The respondent concedes that the petitioner has shown that he sustained a loss in the amount of $64,370.27. There is no question as to the deductibility of these various losses in the years in which they were sustained, 1927 and 1928, for purposes of determining the taxes for those years. The question presented is whether the *369petitioner sustained net losses in the years 1927 and 1928, within the meaning of section 117 of the Revenue Act of 1928, which may be allowed as deductions in computing the petitioner’s net income for the year 1929. This, in turn, depends upon whether the losses sustained by the petitioner as set forth above are “ attributable to the operation of a trade or business regularly carried on by the taxpayer.”

Petitioner concedes in his brief that he was not a dealer in securities, but contends that he was engaged in the textile industry in its various ramifications during the years 1927 to 1929, inclusive, as a stockholder, officer, director, and organizer and in every other aspect of the industry, and that he has been so engaged for a period of more than 50 years.

Upon consideration of all the facts and circumstances and authorities cited by both parties, it is our opinion that the losses sustained by the petitioner were not attributable to the operation of a trade or business regularly carried on by the petitioner, within the meaning of the statute.

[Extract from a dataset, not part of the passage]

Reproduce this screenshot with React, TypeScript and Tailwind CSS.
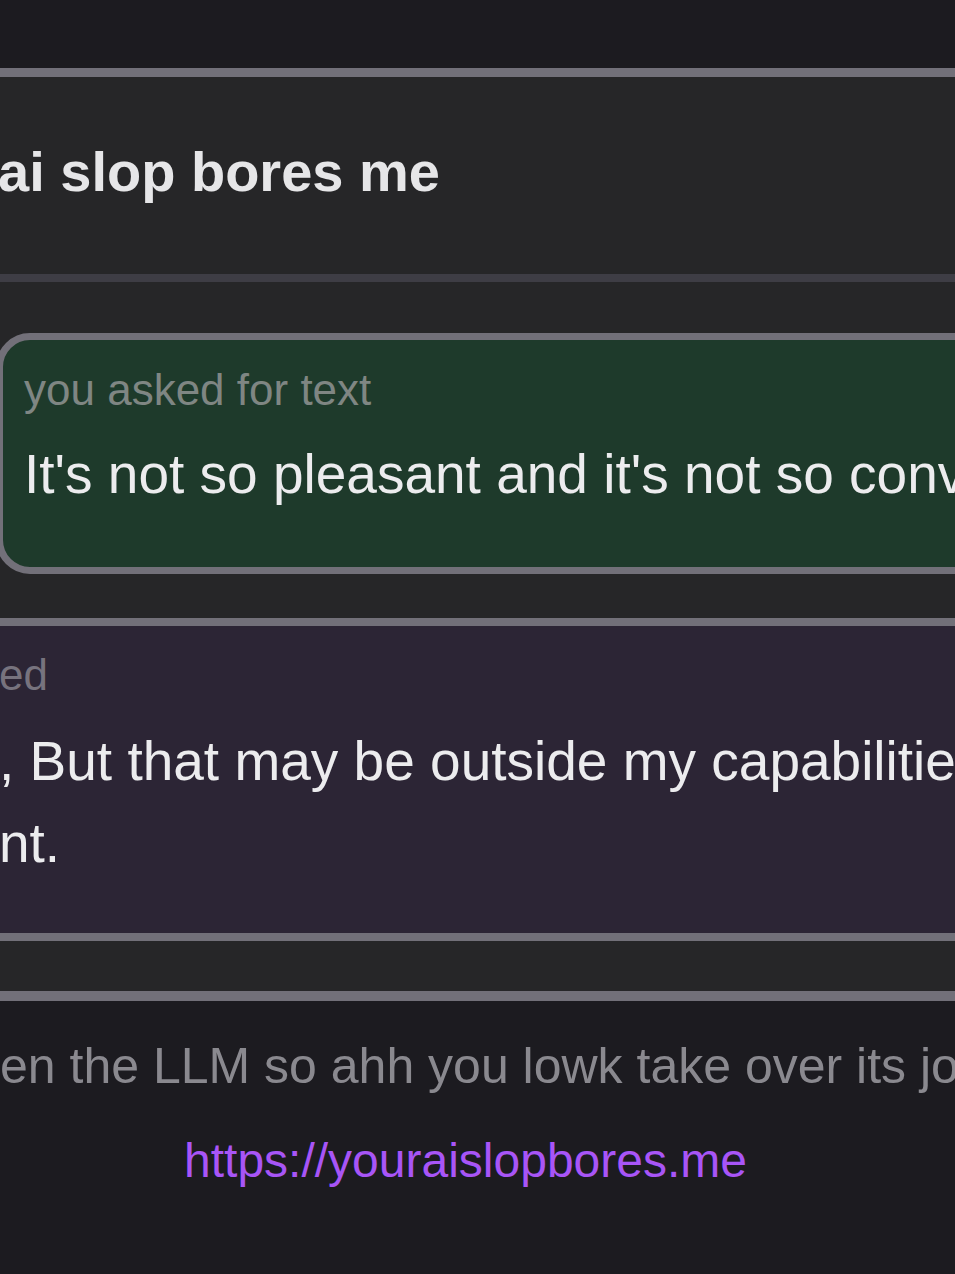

It is our view that the instant proceeding is governed in principle by the decisions in Burnet v. Clark, 287 U.S. 410; and Dalton v. Bowers, 287 U.S. 404. In both of those cases the Supreme Court stated that the circumstances were not so unusual as to create an exception to the general rule for tax purposes that a corporation is an entity distinct from its stockholders. In our opinion, it has not been shown in the instant proceeding that the circumstances are so unusual as to create an exception to such general rule.

The occupation of the petitioner in the instant proceeding was that of officer and director of the various corporations. The greater part of his income was derived from salary from them. The petitioner was not regularly engaged in endorsing notes, making loans, or buying and selling corporate securities. The transactions resulting in the losses were no part of a trade or business regularly carried on by the petitioner, but were transactions entered into from time to time. There is nothing in the evidence to indicate that the corporations were his agents. The textile business was that of the corporations, and the petitioner, as director, officer, and dominant factor of such corporations, was merely carrying on the business for the corporations.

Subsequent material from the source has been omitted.